Its late evening as we reach Simran's house in another tough neighbourhood. The 36-year-old was born in a Parsi family in Mumbai. Her father was a leading doctor. Simran left her family and joined the Hijra community at the age of 15. Her experience of gender is integral to her sense of being but there is no official recognition of the third gender.
Simran who is a programme officer with India HIV Alliance, said, "The passport authority gave me two only two options. They said you can either claim to be male or a female. So I had no option but to choose female. Somewhere deep in my heart, I don't consider myself as female. I have always considered myself a person of the third gender and as a Hijra community person, I wasn't given that."
Transgenders' issues had never been officially assigned to any department of the Central government. They suffered from neglect.
In August last year, the National Legal Services Authority initiated a social justice litigation. It filed a petition in the Supreme Court on behalf of transgenders and Hijras seeking a legal identity for the transgender and Hijra population.
The case has the potential to break the binary gender norms of male and female in law and administrative practices in the country.
The petitioners believe recognition of gender identity would lead to provisioning of social entitlements. Some other concerned individuals and transgender activists have also impleaded in the case.
Ernest Noronha, programme officer, UNDP, and an impleader in the case, said, "We said give us the right to choose male, female or transgender. Because the community has opinions and options in their mind as in how they want to be identified as. There are Kinnars who want to be identified as Kinnars in order to keep their lineage. We are asking the court to us option to choose between male , female and trans. We don't want to called as Others, or Eunuchs because it is a Biblical term and a derogatory term and it has no connection with modern day transgenders we are referring to nowadays.
The petition also seeks a welfare board or commission for transgenders. While some state governments, like Tamil Nadu, have already made pioneering moves in this regard, these are standalone programmes and not part of a nationwide mandate.
The Supreme Court bench has reserved their judgement.
Another positive development took place in July last year, when the Ministry of Social Justice and Empowerment was appointed as the lead ministry by the Prime Minister's Office to look into transgender issues which were cross cutting. For instance, health, identity and education issues, Aadhar cards, ration cards, were with different ministries. Transgenders do not benefit from existing schemes.
The first ever National Consultancy Meeting on the issues of transgenders was held on August 23, 2013. There are cultural and social differences in different states. It was decided to constitute a task force with representatives from transgender community, academics, doctors, and representative for the various concerned departments. The expert committee is expected to give its recommendations next month.
What is also significant is that for the first time in the country, the Planning Commission in the 12th Five Year plan has identified development issues for transgenders.

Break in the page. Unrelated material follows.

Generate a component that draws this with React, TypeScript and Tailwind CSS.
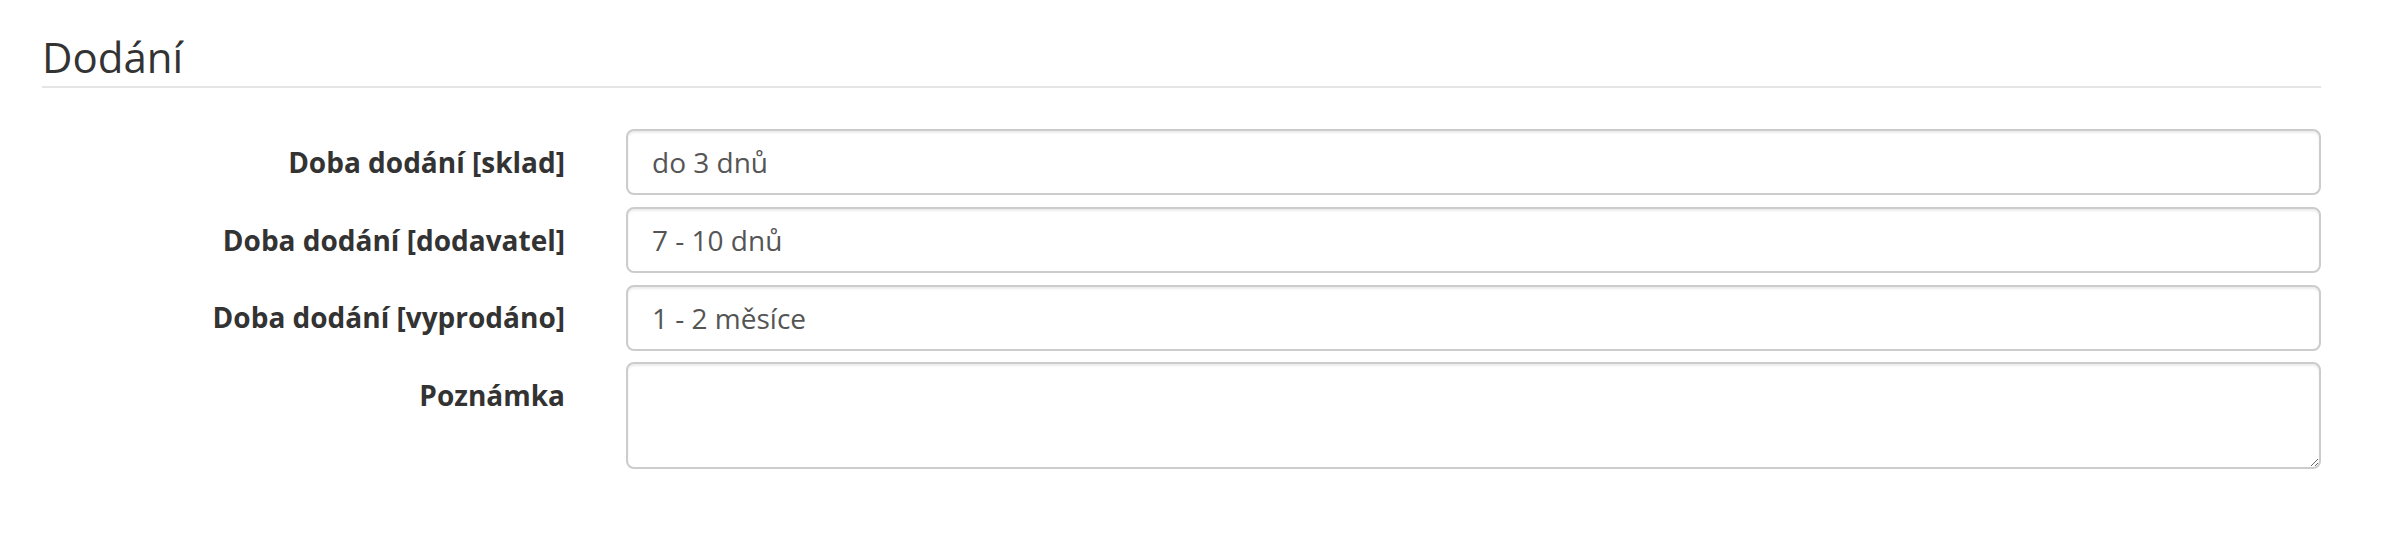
import React from "react";

const rows = [
  { label: "Doba dodání [sklad]", value: "do 3 dnů" },
  { label: "Doba dodání [dodavatel]", value: "7 - 10 dnů" },
  { label: "Doba dodání [vyprodáno]", value: "1 - 2 měsíce" },
];

export default function App() {
  return (
    <div className="w-full min-h-[538px] bg-white pl-[42px] pr-[61px] pt-[34px] font-['Open_Sans',sans-serif] text-[#333]">
      <h2 className="text-[42px] leading-[46.2px] font-normal pb-[5.6px] border-b-2 border-[#e5e5e5]">
        Dodání
      </h2>
      <form className="mt-[41.6px] flex flex-col gap-[11.7px]">
        {rows.map((r) => (
          <div key={r.label} className="flex">
            <label className="w-[554px] shrink-0 pr-[31px] pt-[12.5px] text-right text-[28px] leading-[40px] font-bold text-[#333]">
              {r.label}
            </label>
            <div className="flex-1 pl-[30px]">
              <input
                type="text"
                defaultValue={r.value}
                className="block w-full h-[66px] px-[24px] border-2 border-[#ccc] rounded-[8px] bg-white text-[28px] text-[#555] shadow-[inset_0_2px_2px_rgba(0,0,0,0.075)] outline-none font-['Open_Sans',sans-serif]"
              />
            </div>
          </div>
        ))}
        <div className="flex">
          <label className="w-[554px] shrink-0 pr-[31px] pt-[12.5px] text-right text-[28px] leading-[40px] font-bold text-[#333]">
            Poznámka
          </label>
          <div className="flex-1 pl-[30px]">
            <textarea
              className="block w-full h-[106.6px] px-[24px] py-[12px] border-2 border-[#ccc] rounded-[8px] bg-white text-[28px] text-[#555] shadow-[inset_0_2px_2px_rgba(0,0,0,0.075)] outline-none font-['Open_Sans',sans-serif] resize-y"
            />
          </div>
        </div>
      </form>
    </div>
  );
}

The Centre's department of Aids Control has engaged with transgenders and hijras since 1999. It took a pragmatic approach to address their vulnerability to HIV AIDS which is as high as 18 per cent in some states.
The programmes extend health services to transgenders and is an entry point to address issues of stigma, social and economic exclusion.
Lov Verma, Secretary of the Department of Aids Control, said, "Among general population HIV prevalence is 0.27 per cent. Among transgenders and Hijras it goes up to 8.82 per cent. That gives you an idea of where exactly the challenge lies. Because it is such hidden population, the first challenge was to know the numbers, so that we are able to design an intervention accordingly. That is why it was very important and we got National Institute of Epidemiology on board, and they have done a fantastic study over 17 states and they have mapped the existence of this community in both the rural and urban areas."
Till date no census has been conducted on the transgender and Hijra community. The mapping exercise is reportedly the first in the world, and indicates that the department's interventions need to be scaled up four to five times. The challenge is to access the hijra gharanas and build leadership in a community that is marked by low levels of education.
Transgender/Hijra activist Abhina Aher, who is also founder of the Dancing Queens troupe, said the community was losing people everyday. "The other day I got a call from Mumbai. One of my best dancers had committed suicide because she could not reveal her HIV status to her family. She slit her own throat. It was shocking. Do you understand that kind of trauma? Transgenders at the age of 23, 24, 25, 26 years are dying. Interventions with young transgenders have become necessary."
But these efforts to bring transgenders and hijras into the mainstream are in disjunct with the Supreme Court's ruling on December 11 criminalising their sexual behaviour. The court overruled the landmark decision of the Delhi High Court four years ago, which had read down Section 377 of the Indian Penal Code.
Even as central ministries are taking proactive steps to give hijras and transgenders a right to live with dignity and a legal identity, the Supreme Court's ruling criminalising gay sex has been a setback.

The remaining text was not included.